Hydrangea (Hydrangea macrophylla) – Flowering plants
Hydrangea is an ornamental, flowering, deciduous shrub that grows up to 2 m tall by 2.5 m broad with large heads of pink or blue flowers in summer and autumn. It has oval, mid to dark-green, deciduous leaves. The opposite leaves can grow to 6-inch in length. The fruit is a subglobose capsule.
Species: H. macrophylla
Scientific Name: Hydrangea macrophylla (Thunb.) Ser.
Synonyms: Hortensia opuloides Lam., Hydrangea chungii Rehder, Hydrangea hortensia Siebold, Hydrangea hortensis Sm., Hydrangea maritima Haw.-Booth, Hydrangea opuloides (Lam.) K.Koch, Hydrangea otaksa Siebold & Zucc., Viburnum macrophyllum Thunb.
Common Names: Hydrangea, Bigleaf hydrangea, French hydrangea, lacecap hydrangea, Mophead Hydrangea, Penny Mac, and Hortensia.
How to grow and care for Hydrangeas
It thrives best from bright, indirect sunlight to partial shade. Provide at least 4 hours of bright, indirect sunlight every day.
It grows well in well-drained, peat-based soil. Blue hydrangeas need acidic soil (pH 5.5 and lower) or they will change flower color from blue to pink. Alkaline soils (higher than pH 7) are fine for pink varieties. To keep the blue color, add sulfur while the plant is blooming. Neutral pH (between pH 5.5 and pH 7) can make the flowers purple or a mix of pink and blue.
Water regularly during the growing season. Keep the soil evenly moist, but not soggy. Keep the soil barely moist in winter.
It prefers to grow at a temperature below 60°F/16°C. Keep your hydrangea plant as cool as possible to prolong the flowering time.

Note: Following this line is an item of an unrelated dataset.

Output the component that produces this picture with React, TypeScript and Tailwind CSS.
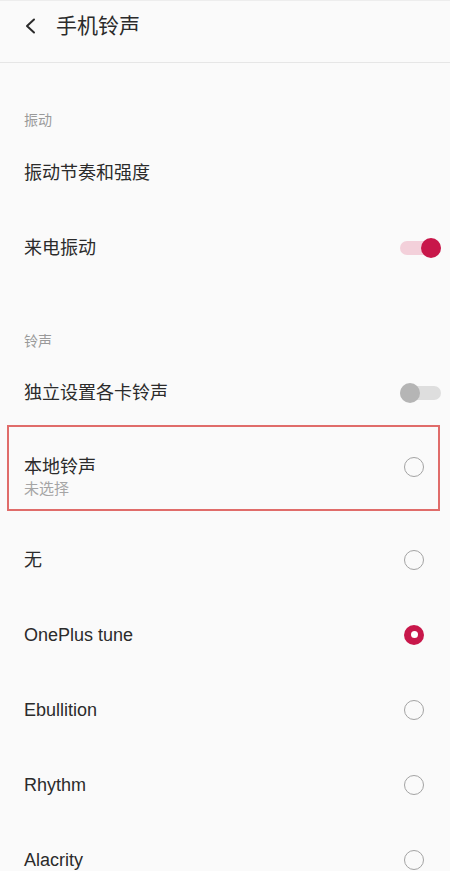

Fertilize every two weeks during spring and summer with a balanced liquid fertilizer (such as 10-10-10) diluted by half. Or, use a slow-release fertilizer once in spring and again in summer.
It can be easily propagated by stem tip cuttings. Take 4-inch stem tip cuttings in spring or early summer and root them in a moist potting mix.
Pests and Diseases
It has no serious pest or disease problems. Some susceptibility to bud blight, bacterial wilt, leaf spot, and mildew. Aphids are occasional visitors.